Quelques jours après l'émouvant Sono io ? je retourne le Circus Ronaldo pour un spectacle combinant tous les arts du cirque avec le théâtre.
Da Capo c’est une formule qui en musique signifie "reprendre au début". C’est le cheminement qu’a suivi Danny Ronaldo pour raconter l’histoire d’une dynastie de circassiens où certes, toutes les spécialités sont maîtrisées mais pour qui le théâtre et la musique sont terriblement importants.
Le résultat est éblouissant, foisonnant et surtout extrêmement joyeux sous la toile du chapiteau tendue comme un ciel bleu.
Danny arrive et commence par installer précautionneusement la doyenne de la troupe, sa maman Maria Van Vlasselaer, au premier rang avant de s’adresser au public en italien … et pourtant il est belge, et je me rendrai compte plus tard qu'il parle parfaitement notre langue. Il nous promet un "momento exceptional" en nous faisant comprendre qu'ils sont tous très honorés de présenter l'histoire du Cirque Ronaldo.
Cette histoire de famille va se dérouler sur sept générations en prenant la forme d'une grande parade, au cours de laquelle seize artistes de tous âges vont envahir la piste, et nous faire traverser les siècles pour parcourir l’histoire réinventée de 180 années de cirque et de partage. Jonglage, acrobaties sur fil, mime, artisanat, trompette, tuba et rock’n’roll seront au rendez-vous pour nous émerveiller et nous faire vivre un grand spectacle comme une célébration.
Ça commence avec l’entrée fracassante d’une 4 L rutilante. Nous sommes en 1971 et une dispute s’ensuit parce que tout a commencé bien plus tôt, à Gand en 1842, lorsque d’Adolf Peter Van den Bergh, un tout jeune garçon de quinze ans fugua pour rejoindre un cirque allemand comme palefrenier avant de tomber amoureux d’une comédienne de commedia dell’arte et plus tard de devenir cavalier acrobate.
Evidemment les lampes posées au sol comme des bougies sont emblématiques de la période. Tout comme les tréteaux du cirque ambulant d’autrefois sur lesquels s’ébattent Pierrot, Colombine et bien entendu Arlequin, dans la pure tradition de la pantomime. C’est une jolie idée de simuler le jeu des artistes derrière le rideau, situant de facto le public dans la position d’être installé dans les coulisses. Les rires enregistrés confortent cette impression.
On apprécie aussi de voir porté l’antique costume de clown qui était revêtu dans le Circus Wulff.

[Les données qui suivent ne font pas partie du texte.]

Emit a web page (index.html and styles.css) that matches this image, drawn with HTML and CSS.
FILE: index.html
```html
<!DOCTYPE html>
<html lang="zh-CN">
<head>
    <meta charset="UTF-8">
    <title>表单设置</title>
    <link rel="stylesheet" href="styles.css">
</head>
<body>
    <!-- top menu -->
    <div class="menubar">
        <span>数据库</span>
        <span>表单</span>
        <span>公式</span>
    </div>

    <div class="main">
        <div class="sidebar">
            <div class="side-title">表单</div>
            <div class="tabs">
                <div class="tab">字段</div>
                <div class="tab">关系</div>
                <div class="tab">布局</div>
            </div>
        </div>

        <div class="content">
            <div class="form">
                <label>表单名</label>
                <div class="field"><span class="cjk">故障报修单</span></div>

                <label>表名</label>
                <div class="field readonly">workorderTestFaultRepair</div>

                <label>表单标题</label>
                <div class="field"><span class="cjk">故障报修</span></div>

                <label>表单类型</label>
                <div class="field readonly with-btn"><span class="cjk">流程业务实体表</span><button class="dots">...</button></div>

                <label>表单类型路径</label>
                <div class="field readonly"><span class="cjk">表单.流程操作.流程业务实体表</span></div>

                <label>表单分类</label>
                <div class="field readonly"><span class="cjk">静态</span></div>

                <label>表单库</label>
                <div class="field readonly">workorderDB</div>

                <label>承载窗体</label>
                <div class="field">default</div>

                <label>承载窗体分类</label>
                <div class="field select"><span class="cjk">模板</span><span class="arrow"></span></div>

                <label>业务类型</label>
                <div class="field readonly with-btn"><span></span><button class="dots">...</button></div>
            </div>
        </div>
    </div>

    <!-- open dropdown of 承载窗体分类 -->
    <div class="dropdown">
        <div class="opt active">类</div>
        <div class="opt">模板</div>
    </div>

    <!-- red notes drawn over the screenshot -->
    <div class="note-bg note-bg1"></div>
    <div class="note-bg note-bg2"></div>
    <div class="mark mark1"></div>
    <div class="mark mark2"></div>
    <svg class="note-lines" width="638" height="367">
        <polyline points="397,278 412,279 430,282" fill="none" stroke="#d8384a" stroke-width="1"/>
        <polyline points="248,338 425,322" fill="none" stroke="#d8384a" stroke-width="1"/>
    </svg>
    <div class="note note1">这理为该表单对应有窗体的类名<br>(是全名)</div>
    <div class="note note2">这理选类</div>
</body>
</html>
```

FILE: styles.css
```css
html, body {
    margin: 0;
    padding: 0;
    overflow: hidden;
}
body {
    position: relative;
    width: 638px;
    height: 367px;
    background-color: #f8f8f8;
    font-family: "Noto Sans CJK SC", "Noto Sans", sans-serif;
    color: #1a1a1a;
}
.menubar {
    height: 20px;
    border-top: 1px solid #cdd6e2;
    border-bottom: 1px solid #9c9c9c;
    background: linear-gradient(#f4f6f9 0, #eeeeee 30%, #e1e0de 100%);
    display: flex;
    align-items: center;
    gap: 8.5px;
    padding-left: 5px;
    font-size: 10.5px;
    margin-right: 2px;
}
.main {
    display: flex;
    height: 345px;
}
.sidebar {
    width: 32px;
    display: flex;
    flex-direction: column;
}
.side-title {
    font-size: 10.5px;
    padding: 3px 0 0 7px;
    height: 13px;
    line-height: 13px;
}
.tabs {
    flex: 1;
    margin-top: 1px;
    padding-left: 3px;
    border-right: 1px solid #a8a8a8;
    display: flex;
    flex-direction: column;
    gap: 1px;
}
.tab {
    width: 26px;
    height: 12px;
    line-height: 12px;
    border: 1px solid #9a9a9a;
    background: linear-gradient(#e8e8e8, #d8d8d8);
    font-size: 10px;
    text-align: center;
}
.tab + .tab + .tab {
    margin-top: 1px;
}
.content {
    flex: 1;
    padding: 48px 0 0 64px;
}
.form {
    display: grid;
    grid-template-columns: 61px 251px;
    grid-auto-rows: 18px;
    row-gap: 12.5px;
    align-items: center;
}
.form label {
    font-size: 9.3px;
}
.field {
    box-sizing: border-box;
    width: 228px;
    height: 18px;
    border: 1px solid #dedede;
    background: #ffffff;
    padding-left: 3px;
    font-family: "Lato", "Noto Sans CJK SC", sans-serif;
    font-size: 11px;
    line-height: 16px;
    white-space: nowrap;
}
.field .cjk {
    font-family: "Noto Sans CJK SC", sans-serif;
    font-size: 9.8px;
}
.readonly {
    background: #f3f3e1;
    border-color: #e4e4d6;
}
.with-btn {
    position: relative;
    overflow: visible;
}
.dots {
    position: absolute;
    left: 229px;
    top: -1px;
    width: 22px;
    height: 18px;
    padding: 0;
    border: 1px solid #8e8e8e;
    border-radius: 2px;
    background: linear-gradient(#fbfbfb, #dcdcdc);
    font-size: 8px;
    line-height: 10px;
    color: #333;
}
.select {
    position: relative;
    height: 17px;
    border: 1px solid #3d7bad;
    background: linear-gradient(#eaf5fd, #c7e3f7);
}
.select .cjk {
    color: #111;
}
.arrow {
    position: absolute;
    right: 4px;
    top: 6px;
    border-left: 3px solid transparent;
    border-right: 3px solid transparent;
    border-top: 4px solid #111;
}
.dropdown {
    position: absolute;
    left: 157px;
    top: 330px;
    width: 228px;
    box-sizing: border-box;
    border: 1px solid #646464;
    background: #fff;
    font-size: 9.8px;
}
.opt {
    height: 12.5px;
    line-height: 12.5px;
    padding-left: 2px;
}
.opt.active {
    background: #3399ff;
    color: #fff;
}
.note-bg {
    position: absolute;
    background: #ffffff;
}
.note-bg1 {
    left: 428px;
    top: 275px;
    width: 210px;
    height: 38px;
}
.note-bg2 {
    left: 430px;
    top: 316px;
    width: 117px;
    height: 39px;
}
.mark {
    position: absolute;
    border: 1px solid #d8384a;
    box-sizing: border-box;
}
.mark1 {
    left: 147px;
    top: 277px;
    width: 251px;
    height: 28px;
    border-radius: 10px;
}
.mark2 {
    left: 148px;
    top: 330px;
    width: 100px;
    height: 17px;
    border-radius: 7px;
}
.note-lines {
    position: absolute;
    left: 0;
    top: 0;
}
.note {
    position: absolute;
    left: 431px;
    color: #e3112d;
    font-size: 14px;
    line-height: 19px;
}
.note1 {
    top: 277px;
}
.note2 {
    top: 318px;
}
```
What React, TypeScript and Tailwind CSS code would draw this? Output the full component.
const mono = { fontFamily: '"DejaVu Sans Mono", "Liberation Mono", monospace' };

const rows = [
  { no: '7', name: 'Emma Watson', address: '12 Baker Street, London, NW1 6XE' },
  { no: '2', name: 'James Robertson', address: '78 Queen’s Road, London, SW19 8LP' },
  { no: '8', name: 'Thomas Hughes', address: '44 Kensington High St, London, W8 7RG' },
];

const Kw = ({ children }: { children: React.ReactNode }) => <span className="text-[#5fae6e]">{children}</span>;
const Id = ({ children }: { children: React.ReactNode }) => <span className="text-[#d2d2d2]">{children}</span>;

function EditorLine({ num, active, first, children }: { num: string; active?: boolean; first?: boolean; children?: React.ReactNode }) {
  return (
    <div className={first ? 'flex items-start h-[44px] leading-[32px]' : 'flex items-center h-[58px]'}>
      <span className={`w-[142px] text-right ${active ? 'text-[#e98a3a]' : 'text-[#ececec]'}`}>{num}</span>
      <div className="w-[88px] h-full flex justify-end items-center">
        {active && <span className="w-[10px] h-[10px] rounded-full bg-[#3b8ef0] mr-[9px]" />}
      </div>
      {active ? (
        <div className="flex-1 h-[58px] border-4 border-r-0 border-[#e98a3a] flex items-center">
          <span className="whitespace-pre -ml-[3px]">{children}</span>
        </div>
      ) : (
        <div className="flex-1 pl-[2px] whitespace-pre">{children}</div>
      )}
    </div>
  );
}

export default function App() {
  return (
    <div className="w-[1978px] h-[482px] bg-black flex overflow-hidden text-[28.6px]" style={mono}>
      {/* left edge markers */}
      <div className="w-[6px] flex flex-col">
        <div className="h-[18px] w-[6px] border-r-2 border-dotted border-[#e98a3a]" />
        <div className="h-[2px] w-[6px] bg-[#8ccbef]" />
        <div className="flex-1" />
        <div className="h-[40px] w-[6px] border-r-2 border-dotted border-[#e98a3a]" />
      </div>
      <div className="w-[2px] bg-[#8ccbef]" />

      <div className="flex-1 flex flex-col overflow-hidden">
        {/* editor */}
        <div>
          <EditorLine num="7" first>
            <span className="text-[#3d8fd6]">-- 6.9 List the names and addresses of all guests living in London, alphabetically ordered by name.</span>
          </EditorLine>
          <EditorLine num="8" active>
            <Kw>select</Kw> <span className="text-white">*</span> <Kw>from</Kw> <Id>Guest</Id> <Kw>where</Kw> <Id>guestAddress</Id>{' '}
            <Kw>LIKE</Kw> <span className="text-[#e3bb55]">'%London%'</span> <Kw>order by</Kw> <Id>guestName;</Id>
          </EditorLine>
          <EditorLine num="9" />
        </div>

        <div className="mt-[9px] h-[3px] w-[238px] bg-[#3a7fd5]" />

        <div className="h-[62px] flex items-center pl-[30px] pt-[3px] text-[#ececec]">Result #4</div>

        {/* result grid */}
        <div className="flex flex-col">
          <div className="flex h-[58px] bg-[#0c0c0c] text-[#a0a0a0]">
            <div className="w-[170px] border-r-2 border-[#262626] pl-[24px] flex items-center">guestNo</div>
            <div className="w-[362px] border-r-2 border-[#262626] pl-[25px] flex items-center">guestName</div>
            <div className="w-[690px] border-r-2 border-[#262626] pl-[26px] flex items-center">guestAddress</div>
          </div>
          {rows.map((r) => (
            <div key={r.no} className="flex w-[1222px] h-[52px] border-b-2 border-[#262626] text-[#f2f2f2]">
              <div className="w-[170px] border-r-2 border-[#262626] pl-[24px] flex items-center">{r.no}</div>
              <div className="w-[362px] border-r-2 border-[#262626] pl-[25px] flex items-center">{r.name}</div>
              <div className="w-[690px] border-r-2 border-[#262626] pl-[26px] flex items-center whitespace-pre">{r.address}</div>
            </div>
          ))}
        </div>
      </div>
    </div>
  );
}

Nous ne serons pas à cheval sur les dates. Nous aurons compris que Danny situe la naissance du cirque contemporain de ses parents, donc en 1971, alors que son frère est plus rigoureux et impose qu’on remonte aux origines. Chacun cherche à imposer la pancarte comportant la date revendiquée plus haut que l‘autre. Nous concentrerons notre regard sur les performances dont certaines sont époustouflantes.et s’enchaînent avec virtuosité. Et nous dirigerons nos oreilles vers les musiciens qui jouent chacun de plusieurs instruments.
J’ai été éblouie par l’orchestre des cuivres menée par un géant dressé sur des échasses et un cracheur de feu, entraînant le bonimenteur et la petiote de la dernière génération en tutu.

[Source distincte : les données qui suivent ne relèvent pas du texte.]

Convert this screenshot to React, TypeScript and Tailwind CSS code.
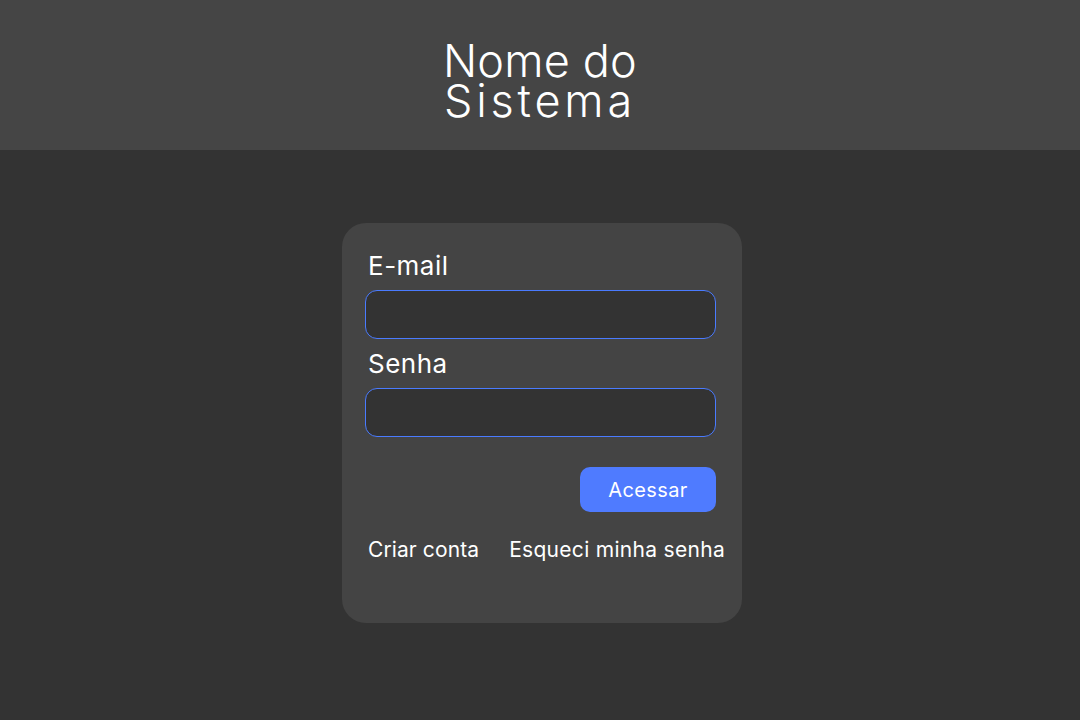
export default function App() {
  return (
    <div className="min-h-screen w-full bg-[#333333] font-['Inter','Liberation_Sans',sans-serif] text-white">
      <header className="h-[150px] bg-[#454545] flex items-center justify-center">
        <h1 className="flex flex-col items-center text-[45px] leading-[40px] font-light pt-[11px]">
          <span className="tracking-[0.2px]">Nome do</span>
          <span className="tracking-[3.8px]">Sistema</span>
        </h1>
      </header>

      <main className="flex justify-center pt-[73px]">
        <div className="ml-[4px] w-[400px] h-[400px] bg-[#444444] rounded-[24px] pl-[23px] pr-[26px] pt-[27px]">
          <label className="block text-[26px] leading-[32px] tracking-[0.5px] ml-[3px]">E-mail</label>
          <input
            type="email"
            className="mt-[8px] block w-[351px] h-[49px] rounded-[12px] border border-solid border-[#4a7bff] bg-[#333333] px-3 outline-none"
          />
          <label className="block mt-[9px] text-[26px] leading-[32px] tracking-[0.5px] ml-[3px]">Senha</label>
          <input
            type="password"
            className="mt-[8px] block w-[351px] h-[49px] rounded-[12px] border border-solid border-[#4a7bff] bg-[#333333] px-3 outline-none"
          />
          <div className="flex justify-end w-[351px] mt-[30px]">
            <button className="w-[136px] h-[45px] rounded-[10px] bg-[#4f7bff] text-[20px] leading-[28px] tracking-[0.4px]">
              Acessar
            </button>
          </div>
          <div className="flex items-center mt-[24px] ml-[3px] text-[21px] leading-[28px] whitespace-nowrap">
            <a className="cursor-pointer tracking-[0.1px]">Criar conta</a>
            <a className="cursor-pointer ml-[30px] tracking-[0.3px]">Esqueci minha senha</a>
          </div>
        </div>
      </main>
    </div>
  );
}
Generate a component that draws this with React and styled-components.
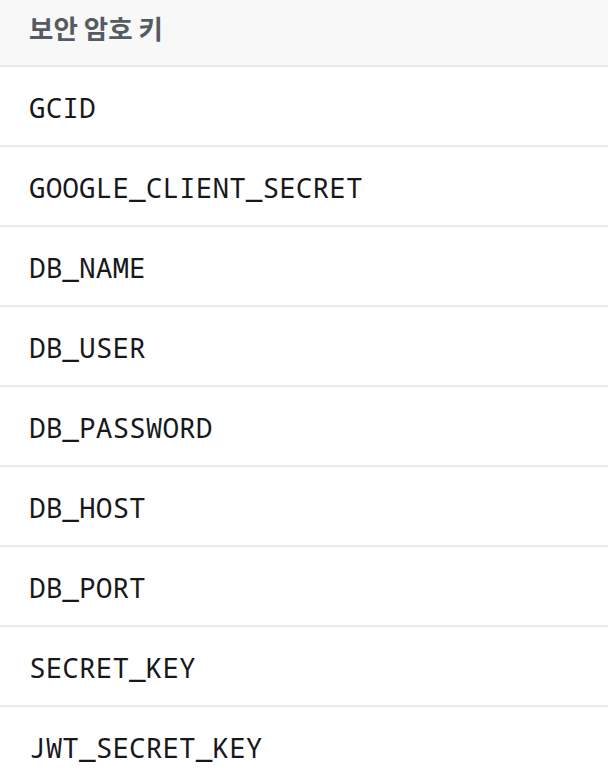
import React from "react";
import styled, { createGlobalStyle } from "styled-components";

const Global = createGlobalStyle`
  html, body { margin: 0; padding: 0; background: #ffffff; }
  body { font-family: "Noto Sans CJK KR", "Noto Sans", sans-serif; }
`;

const Table = styled.div`
  display: flex;
  flex-direction: column;
  width: 608px;
`;

const Header = styled.div`
  height: 67px;
  box-sizing: border-box;
  display: flex;
  align-items: center;
  padding: 0 0 11px 29px;
  background: #f8f8f8;
  border-bottom: 2px solid #e9e9e9;
  color: #555b62;
  font-family: "Noto Sans CJK KR", sans-serif;
  font-weight: 700;
  font-size: 26.5px;
`;

const Row = styled.div`
  height: 80px;
  box-sizing: border-box;
  display: flex;
  align-items: center;
  padding: 2px 0 0 29px;
  border-bottom: 2px solid #e9e9e9;
  color: #17181c;
  font-family: "Noto Sans Mono", "DejaVu Sans Mono", monospace;
  font-size: 27.8px;
`;

const keys = [
  "GCID",
  "GOOGLE_CLIENT_SECRET",
  "DB_NAME",
  "DB_USER",
  "DB_PASSWORD",
  "DB_HOST",
  "DB_PORT",
  "SECRET_KEY",
  "JWT_SECRET_KEY",
];

export default function App() {
  return (
    <>
      <Global />
      <Table>
        <Header>보안 암호 키</Header>
        {keys.map((k) => (
          <Row key={k}>{k}</Row>
        ))}
      </Table>
    </>
  );
}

J’ai adoré l’apparition du cheval articulé dirigé par deux hommes qui le font vivre comme un véritable animal qui va être dompté comme le ferait un torero dans une arène.

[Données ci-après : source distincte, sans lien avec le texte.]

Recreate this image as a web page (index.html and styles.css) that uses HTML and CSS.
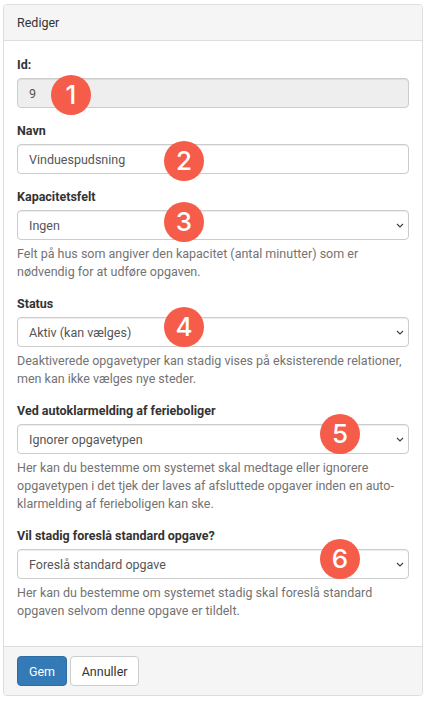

Ils sont capables d'exécuter des numéros sur une scène minuscule où la pitchoune minuscule devient jongleuse. Ta-ta-ta-ta … on nous fait chanter la marche nuptiale devient Mendelssohn fort à propos après nous avoir fait assister en « live » au fameux coup de foudre des ancêtres. Le chariot se. transforme en table de banquet et la musique prend des accents de musique tzigane.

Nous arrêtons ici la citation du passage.